PIA07678: Gleaming Rings


Gleaming Rings

Caption:

Like a rope of brilliant neon, Saturn's rings outshine everything else in this night side view, while the sunlit southern face of the rings reflects a dim glow onto the atmosphere below. When viewed nearly edge-on, the rings often appear very bright.

Epimetheus (116 kilometers, or 72 miles across) and Janus (181 kilometers, or 113 miles across) are mere specks to the left of the ring edge, Epimetheus being the outermost of the pair.

The image was taken in visible light with the Cassini spacecraft wide-angle camera on Dec. 17, 2005, at a distance of approximately 2.7 million kilometers (1.7 million miles) from Saturn and at a Sun-Saturn-spacecraft, or phase, angle of 75 degrees. The image scale is 164 kilometers (102 miles) per pixel.

Background Info:

The Cassini-Huygens mission is a cooperative project of NASA, the European Space Agency and the Italian Space Agency.

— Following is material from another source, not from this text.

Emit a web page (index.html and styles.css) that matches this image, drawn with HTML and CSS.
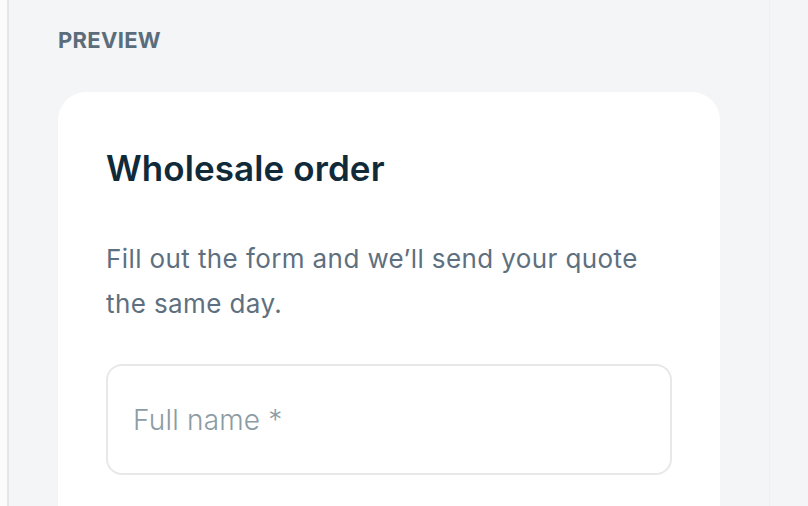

The Jet Propulsion Laboratory, a division of the California Institute of Technology in Pasadena, manages the mission for NASA's Science Mission Directorate, Washington, D.C. The Cassini orbiter and its two onboard cameras were designed, developed and assembled at JPL. The imaging operations center is based at the Space Science Institute in Boulder, Colo.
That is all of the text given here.